Gerald Spice, pastor of St. James, performs an animal blessing.
You know it’s October at St. James Lutheran Church, an ELCA congregation in Grosse Pointe, Mich., when their pastor, Gerald Spice, starts taking his antihistamines.
For the past eight years, St. James has celebrated St. Francis Day with a blessing of the animals even though, Gerald explains, “I happen to be allergic to animal hair.”
“Pets are very important to the members of this congregation,” says Gerald, who was inspired to start the tradition at his congregation when he’d seen other churches having success with it.
St. Francis Day is celebrated each year on Oct. 4, in commemoration of St. Francis of Assisi’s feast day. St. Francis is the patron saint of animals and ecology and was the author of a number of hymns about animals and creation.
“St. Francis loved the animals,” Gerald says, and, judging by the attendance at each year’s Saturday service, members of St. James love their animals, too.

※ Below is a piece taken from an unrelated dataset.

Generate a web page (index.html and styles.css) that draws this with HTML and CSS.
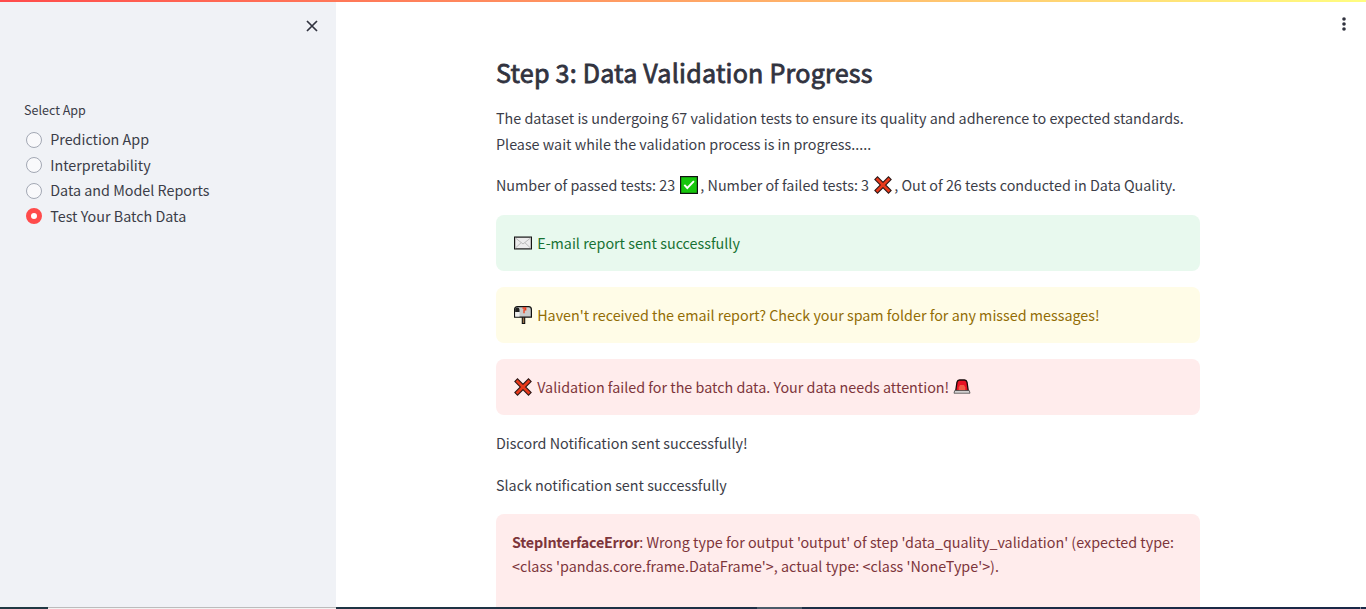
FILE: index.html
```
<!DOCTYPE html>
<html lang="en">
<head>
<meta charset="utf-8">
<title>Data Validation</title>
<link rel="stylesheet" href="styles.css">
</head>
<body>
<svg class="defs" width="0" height="0">
  <symbol id="cross" viewBox="0 0 18 18">
    <path d="M3.5 3.5 14.5 14.5M14.5 3.5 3.5 14.5" stroke="#241313" stroke-width="4.8" stroke-linecap="square"/>
    <path d="M3.5 3.5 14.5 14.5M14.5 3.5 3.5 14.5" stroke="#e8391b" stroke-width="2.8" stroke-linecap="square"/>
  </symbol>
</svg>
<div class="decoration"></div>
<div class="app">
  <aside class="sidebar">
    <div class="sidebar-top">
      <svg class="close" viewBox="0 0 12 12"><path d="M1 1 11 11M11 1 1 11" stroke="#31333f" stroke-width="1.7" fill="none"/></svg>
    </div>
    <div class="group-label">Select App</div>
    <div class="options">
      <div class="option"><span class="radio"></span><span class="option-text">Prediction App</span></div>
      <div class="option"><span class="radio"></span><span class="option-text">Interpretability</span></div>
      <div class="option"><span class="radio"></span><span class="option-text">Data and Model Reports</span></div>
      <div class="option"><span class="radio checked"></span><span class="option-text">Test Your Batch Data</span></div>
    </div>
  </aside>
  <main class="main">
    <svg class="menu" viewBox="0 0 4 14" fill="#31333f"><circle cx="2" cy="2" r="1.8"/><circle cx="2" cy="7" r="1.8"/><circle cx="2" cy="12" r="1.8"/></svg>
    <div class="content">
      <h2>Step 3: Data Validation Progress</h2>
      <p>The dataset is undergoing 67 validation tests to ensure its quality and adherence to expected standards.<br>Please wait while the validation process is in progress.....</p>
      <p class="counts"><span>Number of passed tests: 23</span><svg class="ico mark" viewBox="0 0 18 18"><rect x=".6" y=".6" width="16.8" height="16.8" fill="#16c60c" stroke="#111" stroke-width="1.2"/><path d="m4.3 8.8 3 3.2 6.6-6.8" stroke="#fff" stroke-width="1.9" fill="none"/></svg><span>, Number of failed tests: 3</span><svg class="ico mark"><use href="#cross"/></svg><span>, Out of 26 tests conducted in Data Quality.</span></p>
      <div class="alert success"><svg class="ico" viewBox="0 0 18 18"><rect x=".6" y="3.1" width="16.8" height="11.8" fill="#ececec" stroke="#151515" stroke-width="1.2"/><path d="m1.5 4 7.5 6 7.5-6M1.5 14l5.6-5.3M16.5 14l-5.6-5.3" stroke="#bbb" fill="none"/></svg><span>E-mail report sent successfully</span></div>
      <div class="alert warning"><svg class="ico" viewBox="0 0 18 18"><path d="M8.3 10.5h2.4v7H8.3z" fill="#99704a" stroke="#111" stroke-width="1.1"/><path d="M3.5.7h11.2q2.7 0 2.7 3v7.5H.6V3.6Q.6.7 3.5.7Z" fill="#c8cbcc" stroke="#111" stroke-width="1.2"/><path d="M1.2 6V3.6q0-2.2 2.1-2.2T5.5 3.8V6Z" fill="#222"/><path d="M1.2 6h4.3v4.6H1.2Z" fill="#eee"/><path d="M8.5 2h3.2v1.8H10v3.4" stroke="#f03a17" stroke-width="1.3" fill="none"/></svg><span>Haven't received the email report? Check your spam folder for any missed messages!</span></div>
      <div class="alert error"><svg class="ico"><use href="#cross"/></svg><span>Validation failed for the batch data. Your data needs attention!</span><svg class="ico siren" viewBox="0 0 18 18"><path d="M2.7 13 4 4.2Q4.5 2 6.5 2h5q2 0 2.5 2.2L15.3 13Z" fill="#e81224" stroke="#180808" stroke-width="1.3"/><path d="M5.7 12.5V9.5L7 7h4l1.3 2.5v3Z" fill="#f25a45"/><path d="M1.7 12.6h14.6l.7 2.6H1Z" fill="#ddd" stroke="#444" stroke-width=".8"/></svg></div>
      <div class="notes">
        <p>Discord Notification sent successfully!</p>
        <p>Slack notification sent successfully</p>
      </div>
      <div class="exception"><div><b>StepInterfaceError</b>: Wrong type for output 'output' of step 'data_quality_validation' (expected type:</div><div>&lt;class 'pandas.core.frame.DataFrame'&gt;, actual type: &lt;class 'NoneType'&gt;).</div></div>
    </div>
  </main>
</div>
<div class="taskbar"><div class="search"></div><div class="active-task"></div><div class="edge"></div></div>
</body>
</html>
```
FILE: styles.css
```
* { box-sizing: border-box; }
body {
  margin: 0;
  height: 609px;
  overflow: hidden;
  display: flex;
  flex-direction: column;
  font-family: "Noto Sans CJK SC", "Noto Sans", sans-serif;
  font-size: 14.33px;
  line-height: 25.6px;
  color: #3b3d48;
  background: #fff;
}
.defs { position: absolute; }
.decoration { flex: none; height: 2px; background: linear-gradient(90deg, #ff4b4b, #fffd80); }
.app { flex: none; height: 605px; display: flex; overflow: hidden; }
.sidebar { width: 336px; background: #f0f2f6; }
.sidebar-top { height: 97px; padding: 18px 18px 0 0; display: flex; justify-content: flex-end; }
.close { width: 12px; height: 12px; }
.group-label { height: 28px; padding-left: 24px; font-size: 12.54px; line-height: 21px; }
.options { padding-left: 26px; }
.option { height: 25.5px; line-height: 25px; display: flex; align-items: center; gap: 8.2px; }
.option-text { padding-bottom: 2px; }
.radio { width: 16px; height: 16px; border: 1px solid #a3a8b4; border-radius: 50%; background: #f9f9fb; }
.radio.checked { border: 5px solid #ff4b4b; background: #fff; }
.main { flex: 1; padding-left: 160px; }
.menu { position: absolute; left: 1342px; top: 17px; width: 4px; height: 14px; }
.content { width: 704px; padding-top: 49px; white-space: nowrap; }
h2 {
  margin: 0 0 12px;
  height: 42px;
  line-height: 42px;
  font-size: 25.08px;
  font-weight: 400;
  letter-spacing: 0.22px;
  color: #31333f;
  -webkit-text-stroke: 0.8px #31333f;
}
p { margin: 0 0 16px; }
.counts { display: flex; align-items: center; height: 25.6px; margin-bottom: 17px; }
.ico { width: 18px; height: 18px; flex: none; }
.mark { margin: 0 2.2px 0 5px; }
.alert { height: 56px; margin-bottom: 16px; padding: 0 18px; border-radius: 8px; display: flex; align-items: center; gap: 5.2px; }
.success { background: #e8f9ee; color: #177233; }
.warning { background: #fffce7; color: #926c05; }
.warning .ico { position: relative; top: 0.6px; }
.error { background: #ffecec; color: #7d353b; }
.siren { margin-left: -1px; }
.notes { height: 83.2px; margin-top: -0.6px; margin-bottom: 0.6px; }
.notes p { margin-bottom: 16.4px; }
.exception { height: 120px; padding: 16px; border-radius: 8px; background: #ffecec; color: #7d353b; line-height: 24px; }
.exception b { letter-spacing: -0.23px; }
.taskbar { flex: none; height: 2px; display: flex; background: linear-gradient(90deg, #203943, #1a2847); }
.search { width: 288px; margin-left: 48px; background: #f3f3f3; border-top: 1px solid #bcbcbc; }
.active-task { width: 45px; margin-left: 421px; background: #4b5b69; }
.edge { width: 1px; margin-left: 558px; background: #7c8594; }
```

The service is short so as not to “test the patience of the animals,” as Gerald puts it. Each year it features singing St. Francis’ “All Creatures of Our God and King,” a reading of the creation story from Genesis, a brief homily, and a litany of blessing for the pets present.

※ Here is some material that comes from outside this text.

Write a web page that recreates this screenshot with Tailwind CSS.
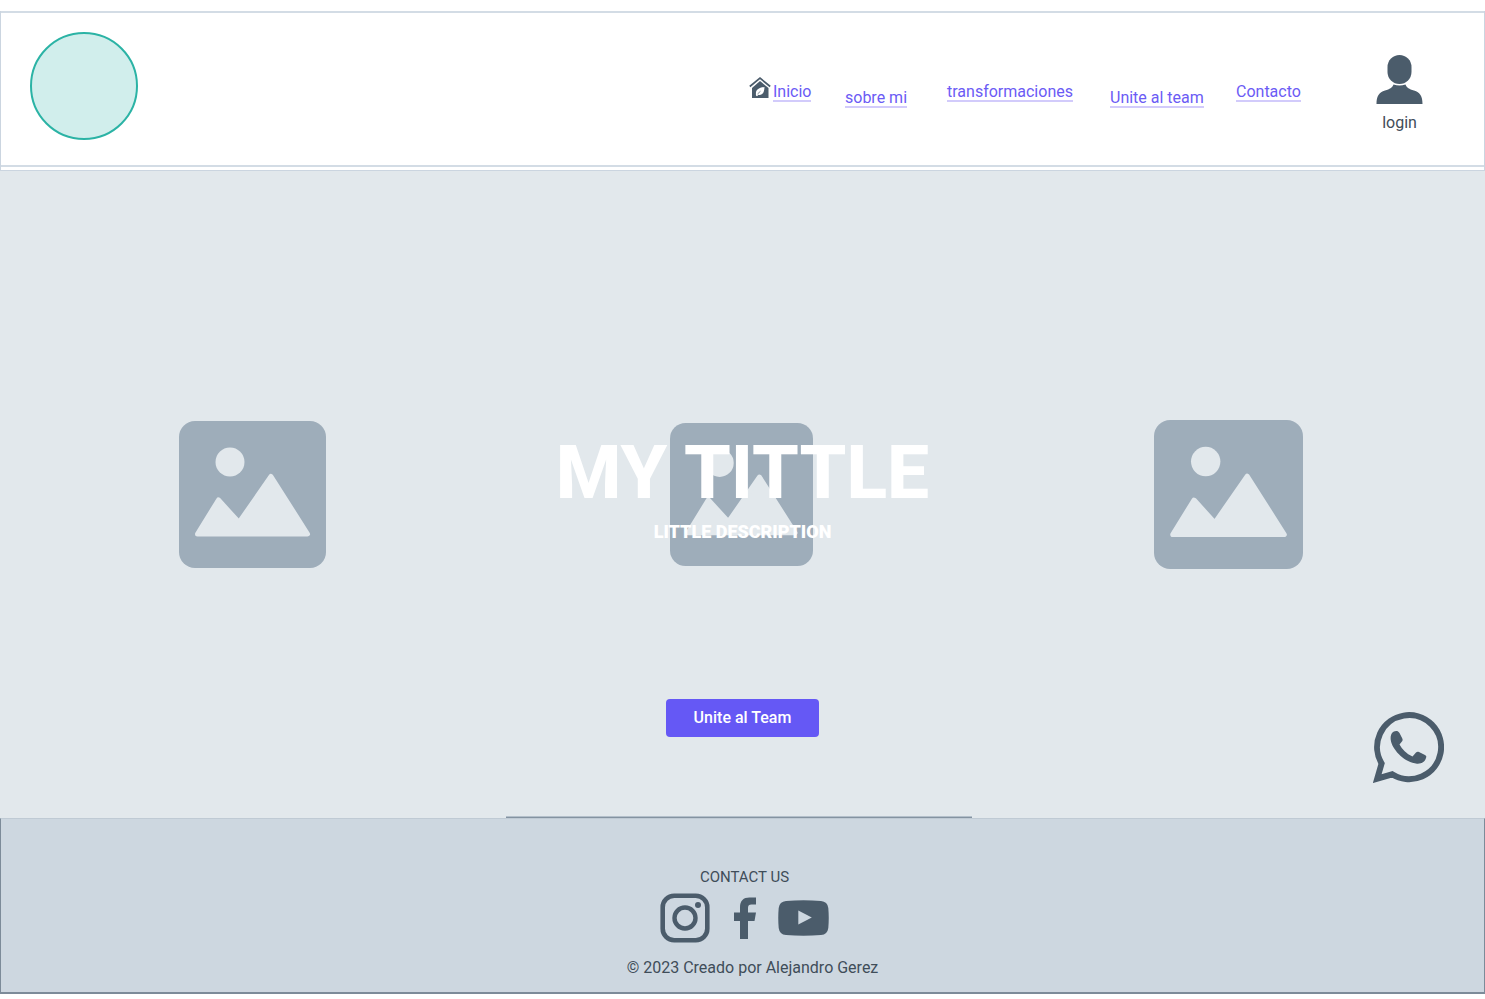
<!DOCTYPE html>
<html lang="es">
<head>
<meta charset="utf-8">
<meta name="viewport" content="width=device-width, initial-scale=1">
<title>My Tittle</title>
<script src="https://cdn.jsdelivr.net/npm/@tailwindcss/browser@4"></script>
</head>
<body class="flex min-h-screen flex-col bg-white pt-[11px] pb-[5px] font-['Roboto',sans-serif] text-base text-[#4b5c6b]">
<svg class="hidden" aria-hidden="true">
  <symbol id="picture" viewBox="0 0 147 147">
    <rect width="147" height="147" rx="16" fill="#9eadba"/>
    <circle cx="51" cy="41" r="14.5" fill="#e2e8ec"/>
    <path d="M18.500 113L39.500 79L60 101.500L92 55.500L128.500 113Z" fill="#e2e8ec" stroke="#e2e8ec" stroke-width="5" stroke-linejoin="round"/>
  </symbol>
</svg>

<header class="border-x border-[#cbd5e0]">
  <div class="flex items-start justify-between border-y-2 border-[#d3dce5] pt-[19px] pr-[61px] pb-[25px] pl-[29px]">
    <a href="#" aria-label="Portada" class="size-[108px] rounded-full border-2 border-[#2bb3a5] bg-[#d1eeec]"></a>
    <div class="flex items-start pt-[22px]">
      <nav aria-label="Principal" class="mt-[30px] grid h-6 grid-cols-[96px_102px_163px_126px_140px] leading-4 text-[#6b5bf5]">
        <a href="#" class="flex items-start gap-[2px] self-start">
          <svg class="-mt-[7px] size-[22px]" viewBox="0 0 22 22" fill="#4b5c6b" aria-hidden="true">
            <path d="M0.800 9.500L11 1.200L21.200 9.500" fill="none" stroke="#4b5c6b" stroke-width="1.700"/>
            <path d="M11 4L19.500 11V21H3V11Z"/>
            <path d="M7 18.500C6.300 13 9 10.800 15.500 10C15.300 15.500 13.500 18.800 9.500 17.800L8 19.200Z" fill="#fff"/>
            <path d="M8.500 17L11.500 14.200" stroke="#4b5c6b" stroke-width=".7"/>
          </svg>
          <span class="border-b-2 border-[#d2cbfb]">Inicio</span>
        </a>
        <a href="#" class="self-end justify-self-start border-b-2 border-[#d2cbfb]">sobre mi</a>
        <a href="#" class="self-start justify-self-start border-b-2 border-[#d2cbfb]">transformaciones</a>
        <a href="#" class="self-end justify-self-start border-b-2 border-[#d2cbfb]">Unite al team</a>
        <a href="#" class="self-start justify-self-start border-b-2 border-[#d2cbfb]">Contacto</a>
      </nav>
      <a href="#" class="flex flex-col items-center gap-2 leading-5 text-[#3f4d59]">
        <svg class="h-[51px] w-[47px]" viewBox="0 0 47 51" fill="#4b5c6b" aria-hidden="true">
          <rect x="11.500" y="1" width="24" height="29" rx="12"/>
          <path d="M17.500 30.500Q23.500 32.500 29.500 30.500C31 34 33 35 38 36.500C44 38.500 46.500 42 46.500 50H.5C.5 42 3 38.500 9 36.500C14 35 16 34 17.500 30.500Z"/>
        </svg>
        <span>login</span>
      </a>
    </div>
  </div>
  <div class="h-1 border-b border-[#cbd5e0]"></div>
</header>

<main class="relative flex flex-1 items-center justify-between bg-[#e2e8ec] pr-[182px] pl-[179px]">
  <svg class="size-[147px]" role="img" aria-label="Imagen 1"><use href="#picture"/></svg>
  <svg class="ml-[3px] size-[143px]" role="img" aria-label="Imagen 2"><use href="#picture"/></svg>
  <svg class="size-[149px]" role="img" aria-label="Imagen 3"><use href="#picture"/></svg>
  <div class="absolute inset-x-0 top-0 flex flex-col items-center pt-[261px] text-white">
    <h1 class="text-[75px] leading-[80px] font-extrabold">MY TITTLE</h1>
    <p class="mt-2 text-lg leading-6 font-black">LITTLE DESCRIPTION</p>
    <button type="button" class="mt-[155px] h-[38px] w-[153px] rounded bg-[#6558f5] font-medium">Unite al Team</button>
  </div>
  <a href="#" aria-label="WhatsApp" class="absolute right-[41px] bottom-[35px]">
    <svg class="size-[71px]" viewBox="0 0 71 71" aria-hidden="true">
      <path d="M8.600 51.500A32 32 0 1 1 19.200 62.300L4.200 66.700Z" fill="none" stroke="#4b5c6b" stroke-width="6"/>
      <path d="M19 21C21 18.500 25 18 26.500 21L29.300 26.500C30 28 29.500 29 28.500 30L26.500 32.500C29 37.500 33.500 41.800 39.500 44.500L43 40.500C44 39.500 45 39.500 46 40L52 43C53.500 44 53.500 44.500 53 46C52 50 48 52 44 51.700C32 50.500 20.500 39 18 29.500C17.300 26 17.500 23 19 21Z" fill="#4b5c6b"/>
    </svg>
  </a>
  <div class="absolute right-[513px] bottom-0 left-[506px] h-[2px] border-t border-[#b3bfca] bg-[#8493a1]"></div>
</main>

<footer class="flex flex-col items-center border-x border-t border-b-2 border-x-[#7c8b99] border-t-[#bfcad4] border-b-[#7c8b99] bg-[#cdd7e0] pt-12 pb-[14px] leading-5 text-[#3f4d59]">
  <h2 class="pl-1 text-[15px]">CONTACT US</h2>
  <div class="mt-[6px] flex items-center pl-1">
    <a href="#" aria-label="Instagram">
      <svg class="size-[50px]" viewBox="0 0 50 50" fill="none" stroke="#4b5c6b" aria-hidden="true">
        <rect x="2.700" y="2.700" width="44.600" height="44.600" rx="11.500" stroke-width="4.600"/>
        <circle cx="25" cy="25" r="10.500" stroke-width="4.400"/>
        <circle cx="38" cy="12" r="3" fill="#4b5c6b" stroke="none"/>
      </svg>
    </a>
    <a href="#" aria-label="Facebook" class="ml-6">
      <svg class="h-[42px] w-[22px]" viewBox="0 0 22 42" fill="#4b5c6b" aria-hidden="true">
        <path d="M6 42V24H0V15.500H6V10.500C6 3.500 9.500 .5 15.500 .5H22V7.500H17.500C15 7.500 14 8.500 14 11V15.500H22L20.500 24H14V42Z"/>
      </svg>
    </a>
    <a href="#" aria-label="YouTube" class="ml-[22px]">
      <svg class="h-[36px] w-[51px]" viewBox="0 0 51 36" aria-hidden="true">
        <path d="M8 1Q25.500 -.5 43 1Q49.500 1.500 50.300 8Q51.200 18 50.300 28Q49.500 34.500 43 35Q25.500 36.500 8 35Q1.500 34.500 .7 28Q-.2 18 .7 8Q1.500 1.500 8 1Z" fill="#4b5c6b"/>
        <path d="M20.300 10.500L33.800 17.500L20.300 24.500Z" fill="#cdd7e0"/>
      </svg>
    </a>
  </div>
  <p class="mt-[15px] pl-5">© 2023 Creado por Alejandro Gerez</p>
</footer>
</body>
</html>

At the end of the service, attendees may bring their pets forward for an individual blessing, and then they get to take a keepsake home with them. One year every pet got a special treat. Another year everyone took home a photograph of their pet receiving the blessing. This time around everyone will receive a small icon of St. Francis.
“Once we started doing (the blessing), folks loved it,” Gerald says. “Especially some of the older members who live alone, their pets are real companions to them,” he continues. “They’re also really important to young families. Children love their pets and become very attached.”